The first question—“Select the next number in the pattern 2, 6, 10, 30, 34”—was a little tricky, but I was able to deduce the correct response from the four multiple-choice options. (The answer is 102: If you multiply 2 by 3 to get 6, and 10 by 3 to get 30, then you must multiply 34 by 3.) The second question was harder for me: What goes in the empty box of this three-by-three grid? (See image.)
Which of these choices is best? I felt the seconds ticking away. They all have smiley faces. Do the black stars follow a pattern? What about the horizontal lines? My mind wandered. Eventually, I picked the correct answer: C. (The key: realizing the black stars rotate clockwise as you move from left to right within each row.)
It might seem far-fetched to believe that an employer could glean much information from such questions, especially when they’re asked under extreme time pressure. Could my ability to write software code, or manage a team of coders, really be predicted by a test like this?
Shane Frederick, a professor at the Yale School of Management who studies cognitive testing, has found that the answers to a very small number of well-framed questions can, in fact, be highly informative. Frederick told me he can predict performance on a wide array of important tasks by asking just one question. His research has established that certain questions—“If a bat and ball cost $1.10 total and the bat costs $1.00 more than the ball, how much does the ball cost?”—are reliable measures of cognitive reflection, or the ability to overcome an incorrect gut response. Cognitive reflection, in turn, is often correlated with key employee traits, such as attentiveness. Frederick believes that cognitive ability is rarely the only requirement for a white-collar job, but he is unequivocal about the value of testing for it, especially as work seems to grow more complex in every industry. “If a job requires intelligence, you should be using these kinds of questions,” he told me.
Hiring, of course, isn’t just a matter of finding the right people, but weeding out the wrong ones. According to Forbes, last year Vista companies administered 850,000 tests to hire just 6,000 people. Retired Navy seal Rear Admiral Alex Krongard, now an investment banker, told me that timed exams can be especially informative when an employer wants to eliminate candidates who won’t thrive in trying conditions. The software business is not the Navy, but a programmer or sales rep may be called on to perform under pressure. Administering a difficult timed test is roughly analogous to observing a seal candidate swim while bound hand and foot in water—you see whether someone can remain calm and function under stress. Krongard points out that the Navy has never really been able to predict who will complete the arduous process of becoming a seal, but “they have been able to use testing to determine who will most likely not make it through training.”
Testing’s power to weed people out is one reason that it lost favor, however. In the middle of the last century, courts found that employers were using discriminatory tests to keep racial minorities out of the workplace. The cognitive tests that firms are using today purport to avoid such biases; Mettl, for instance, says it rejects questions that rely on topics or language that would be “unequally familiar to different groups.”

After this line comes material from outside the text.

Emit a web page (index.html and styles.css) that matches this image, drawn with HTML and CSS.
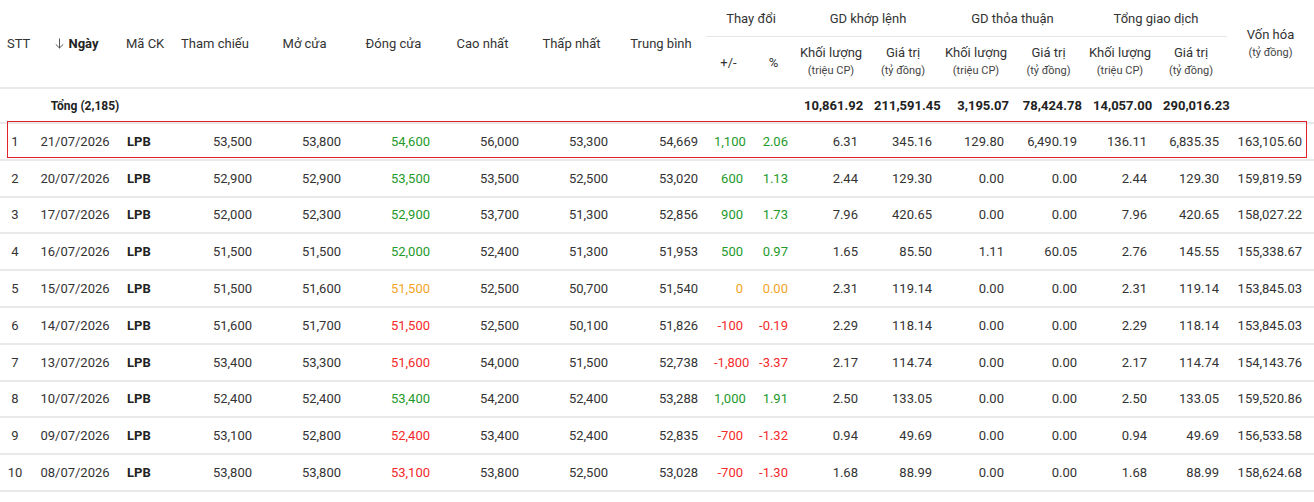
FILE: index.html
```html
<!DOCTYPE html>
<html lang="vi">
<head>
<meta charset="utf-8">
<title>Lịch sử giá LPB</title>
<link rel="stylesheet" href="styles.css">
</head>
<body>
<div class="wrap">
<table class="grid">
  <colgroup>
    <col style="width:30px"><col style="width:90px"><col style="width:50px"><col style="width:90px">
    <col style="width:89px"><col style="width:89px"><col style="width:89px"><col style="width:89px">
    <col style="width:90px"><col style="width:45px"><col style="width:45px"><col style="width:70px">
    <col style="width:74px"><col style="width:72px"><col style="width:73px"><col style="width:70px">
    <col style="width:72px"><col style="width:87px">
  </colgroup>
  <thead>
    <tr class="h1">
      <th rowspan="2" class="stt-h">STT</th>
      <th rowspan="2"><span class="sort"><svg class="arrow" width="9" height="11" viewBox="0 0 9 11"><path d="M4.5 0.5V10M0.8 6.4L4.5 10L8.2 6.4" fill="none" stroke="#555" stroke-width="1"/></svg><b>Ngày</b></span></th>
      <th rowspan="2" class="ma-h">Mã CK</th>
      <th rowspan="2">Tham chiếu</th>
      <th rowspan="2">Mở cửa</th>
      <th rowspan="2">Đóng cửa</th>
      <th rowspan="2">Cao nhất</th>
      <th rowspan="2">Thấp nhất</th>
      <th rowspan="2">Trung bình</th>
      <th colspan="2" class="group">Thay đổi</th>
      <th colspan="2" class="group">GD khớp lệnh</th>
      <th colspan="2" class="group">GD thỏa thuận</th>
      <th colspan="2" class="group">Tổng giao dịch</th>
      <th rowspan="2" class="two"><span class="main">Vốn hóa</span><span class="sub">(tỷ đồng)</span></th>
    </tr>
    <tr class="h2">
      <th>+/-</th>
      <th>%</th>
      <th class="two"><span class="main">Khối lượng</span><span class="sub">(triệu CP)</span></th>
      <th class="two"><span class="main">Giá trị</span><span class="sub">(tỷ đồng)</span></th>
      <th class="two"><span class="main">Khối lượng</span><span class="sub">(triệu CP)</span></th>
      <th class="two"><span class="main">Giá trị</span><span class="sub">(tỷ đồng)</span></th>
      <th class="two"><span class="main">Khối lượng</span><span class="sub">(triệu CP)</span></th>
      <th class="two"><span class="main">Giá trị</span><span class="sub">(tỷ đồng)</span></th>
    </tr>
  </thead>
  <tbody>
    <tr class="total">
      <td colspan="3" class="c label">Tổng (2,185)</td>
      <td></td><td></td><td></td><td></td><td></td><td></td><td></td><td></td>
      <td class="n">10,861.92</td><td class="n">211,591.45</td><td class="n">3,195.07</td><td class="n">78,424.78</td><td class="n">14,057.00</td><td class="n">290,016.23</td>
      <td></td>
    </tr>
    <tr>
      <td class="c">1</td><td class="c">21/07/2026</td><td class="ma">LPB</td>
      <td class="n">53,500</td><td class="n">53,800</td><td class="n up">54,600</td><td class="n">56,000</td><td class="n">53,300</td><td class="n">54,669</td>
      <td class="n up">1,100</td><td class="n up">2.06</td>
      <td class="n">6.31</td><td class="n">345.16</td><td class="n">129.80</td><td class="n">6,490.19</td><td class="n">136.11</td><td class="n">6,835.35</td><td class="n last">163,105.60</td>
    </tr>
    <tr>
      <td class="c">2</td><td class="c">20/07/2026</td><td class="ma">LPB</td>
      <td class="n">52,900</td><td class="n">52,900</td><td class="n up">53,500</td><td class="n">53,500</td><td class="n">52,500</td><td class="n">53,020</td>
      <td class="n up">600</td><td class="n up">1.13</td>
      <td class="n">2.44</td><td class="n">129.30</td><td class="n">0.00</td><td class="n">0.00</td><td class="n">2.44</td><td class="n">129.30</td><td class="n last">159,819.59</td>
    </tr>
    <tr>
      <td class="c">3</td><td class="c">17/07/2026</td><td class="ma">LPB</td>
      <td class="n">52,000</td><td class="n">52,300</td><td class="n up">52,900</td><td class="n">53,700</td><td class="n">51,300</td><td class="n">52,856</td>
      <td class="n up">900</td><td class="n up">1.73</td>
      <td class="n">7.96</td><td class="n">420.65</td><td class="n">0.00</td><td class="n">0.00</td><td class="n">7.96</td><td class="n">420.65</td><td class="n last">158,027.22</td>
    </tr>
    <tr>
      <td class="c">4</td><td class="c">16/07/2026</td><td class="ma">LPB</td>
      <td class="n">51,500</td><td class="n">51,500</td><td class="n up">52,000</td><td class="n">52,400</td><td class="n">51,300</td><td class="n">51,953</td>
      <td class="n up">500</td><td class="n up">0.97</td>
      <td class="n">1.65</td><td class="n">85.50</td><td class="n">1.11</td><td class="n">60.05</td><td class="n">2.76</td><td class="n">145.55</td><td class="n last">155,338.67</td>
    </tr>
    <tr>
      <td class="c">5</td><td class="c">15/07/2026</td><td class="ma">LPB</td>
      <td class="n">51,500</td><td class="n">51,600</td><td class="n ref">51,500</td><td class="n">52,500</td><td class="n">50,700</td><td class="n">51,540</td>
      <td class="n ref">0</td><td class="n ref">0.00</td>
      <td class="n">2.31</td><td class="n">119.14</td><td class="n">0.00</td><td class="n">0.00</td><td class="n">2.31</td><td class="n">119.14</td><td class="n last">153,845.03</td>
    </tr>
    <tr>
      <td class="c">6</td><td class="c">14/07/2026</td><td class="ma">LPB</td>
      <td class="n">51,600</td><td class="n">51,700</td><td class="n down">51,500</td><td class="n">52,500</td><td class="n">50,100</td><td class="n">51,826</td>
      <td class="n down">-100</td><td class="n down">-0.19</td>
      <td class="n">2.29</td><td class="n">118.14</td><td class="n">0.00</td><td class="n">0.00</td><td class="n">2.29</td><td class="n">118.14</td><td class="n last">153,845.03</td>
    </tr>
    <tr>
      <td class="c">7</td><td class="c">13/07/2026</td><td class="ma">LPB</td>
      <td class="n">53,400</td><td class="n">53,300</td><td class="n down">51,600</td><td class="n">54,000</td><td class="n">51,500</td><td class="n">52,738</td>
      <td class="n down">-1,800</td><td class="n down">-3.37</td>
      <td class="n">2.17</td><td class="n">114.74</td><td class="n">0.00</td><td class="n">0.00</td><td class="n">2.17</td><td class="n">114.74</td><td class="n last">154,143.76</td>
    </tr>
    <tr>
      <td class="c">8</td><td class="c">10/07/2026</td><td class="ma">LPB</td>
      <td class="n">52,400</td><td class="n">52,400</td><td class="n up">53,400</td><td class="n">54,200</td><td class="n">52,400</td><td class="n">53,288</td>
      <td class="n up">1,000</td><td class="n up">1.91</td>
      <td class="n">2.50</td><td class="n">133.05</td><td class="n">0.00</td><td class="n">0.00</td><td class="n">2.50</td><td class="n">133.05</td><td class="n last">159,520.86</td>
    </tr>
    <tr>
      <td class="c">9</td><td class="c">09/07/2026</td><td class="ma">LPB</td>
      <td class="n">53,100</td><td class="n">52,800</td><td class="n down">52,400</td><td class="n">53,400</td><td class="n">52,400</td><td class="n">52,835</td>
      <td class="n down">-700</td><td class="n down">-1.32</td>
      <td class="n">0.94</td><td class="n">49.69</td><td class="n">0.00</td><td class="n">0.00</td><td class="n">0.94</td><td class="n">49.69</td><td class="n last">156,533.58</td>
    </tr>
    <tr>
      <td class="c">10</td><td class="c">08/07/2026</td><td class="ma">LPB</td>
      <td class="n">53,800</td><td class="n">53,800</td><td class="n down">53,100</td><td class="n">53,800</td><td class="n">52,500</td><td class="n">53,028</td>
      <td class="n down">-700</td><td class="n down">-1.30</td>
      <td class="n">1.68</td><td class="n">88.99</td><td class="n">0.00</td><td class="n">0.00</td><td class="n">1.68</td><td class="n">88.99</td><td class="n last">158,624.68</td>
    </tr>
  </tbody>
</table>
<div class="highlight"></div>
</div>
</body>
</html>
```
FILE: styles.css
```css
html, body {
  margin: 0;
  padding: 0;
  background: #ffffff;
}

.wrap {
  position: relative;
  width: 1314px;
}

.grid {
  width: 1314px;
  table-layout: fixed;
  border-collapse: separate;
  border-spacing: 0;
  font-family: Roboto, "Liberation Sans", Arial, sans-serif;
  font-size: 13px;
  color: #333333;
}

.grid th {
  font-weight: normal;
  text-align: center;
  vertical-align: middle;
  padding: 0 2px;
  white-space: nowrap;
  border-bottom: 2px solid #e9e9e9;
}

.grid .h1 th {
  height: 35px;
}

.grid .h1 th.group {
  border-bottom: 1px solid #e6e6e6;
  padding-top: 1px;
}

.grid .h2 th {
  height: 50px;
}

.grid th.stt-h {
  text-align: left;
  padding-left: 7px;
}

.grid th.ma-h {
  text-align: left;
  padding-left: 6px;
}

.sort {
  display: inline-flex;
  align-items: center;
  gap: 4px;
  padding-left: 4px;
}

.sort b {
  font-weight: bold;
  color: #222222;
}

.arrow {
  display: block;
}

.two .main {
  display: block;
  line-height: 18px;
}

.two .sub {
  display: block;
  font-size: 11px;
  line-height: 18px;
  color: #444444;
}

.grid td {
  height: 34.8px;
  padding: 0 8px;
  border-bottom: 2px solid #e9e9e9;
  white-space: nowrap;
  vertical-align: middle;
}

.grid td.c {
  text-align: center;
  padding: 0 2px;
}

.grid td.n {
  text-align: right;
}

.grid td.last {
  padding-right: 12px;
}

.grid td.ma {
  text-align: left;
  padding-left: 7px;
  font-weight: bold;
  color: #222222;
}

.grid tr.total td {
  height: 33px;
  font-weight: bold;
  color: #222222;
}

.grid tr.total td.n {
  padding-right: 3px;
}

.grid tr.total td.label {
  font-size: 12px;
}

.up {
  color: #1e9a2a;
}

.down {
  color: #f42a2a;
}

.ref {
  color: #f5a41f;
}

.highlight {
  position: absolute;
  top: 121px;
  left: 7px;
  width: 1298px;
  height: 35px;
  border: 1px solid #e0202a;
  pointer-events: none;
}
```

Many companies also attempt to mitigate bias by assessing other characteristics, including technical and social skills, not intelligence alone. The new tests could nevertheless prompt legal challenges from another protected class: older people who are no longer at their cognitive apex. (Research suggests that some aspects of cognitive performance peak early in life.) Technology firms might prefer to have younger, sharper workers, but federal law bars discrimination based on age.
Another reason the mid-century vogue for testing came to an end: The tests just weren’t effective. William Whyte once persuaded a group of corporate presidents to take some of the assessments popular at the time. None of the executives scored high enough to be hired by their own company. Are today’s tests any better? Some evidence indicates that the new regimens might have improved. In a recent working paper, the business-school professors Steven Kaplan and Morten Sorensen looked at more than 2,600 executive assessments by ghSMART, a leadership-consulting company. The assessments are more subjective than the Ccat, but they do include numerical rankings of the executives’ skills, as gleaned from a wide-ranging four-hour interview. Kaplan and Sorensen found that “general ability,” which includes brainpower and analytic skills, is a significant factor in predicting who will become a chief executive officer.
Some executives I spoke with, however, felt that the most-important skills in the C-suite aren’t ones that register on tests of cognitive ability. Stephen Tomlin, a managing partner at the venture-capital firm Avalon Ventures, told me that no 15- or 30-minute test can capture the qualities of successful business leaders, particularly at technology companies. Tomlin described two kinds of “intelligence” that he wants in a leader. The first is heavily domain-specific, meaning that a candidate knows “a ton about their industry, the underlying technologies and their possibilities, and their present and potential competitors.” The second is emotional: “a healthy understanding of manners and ethical behavior (so as not to be a complete jerk in the boardroom or to his or her teammates, or to get everyone sued). Raw cognitive processing power seems like a distant seventh or eighth in the kinds of things I would be screening for in a CEO.”
For the moment, Tomlin’s view remains more common than that of Vista’s Robert Smith. If you’re considering a mid-career move, knowledge of your sector and impressive emotional intelligence (which peaks much later in life) are more important than solving a bunch of brainteasers. Can’t hurt to ace the test, though. The bat costs $1.05. The ball costs a nickel.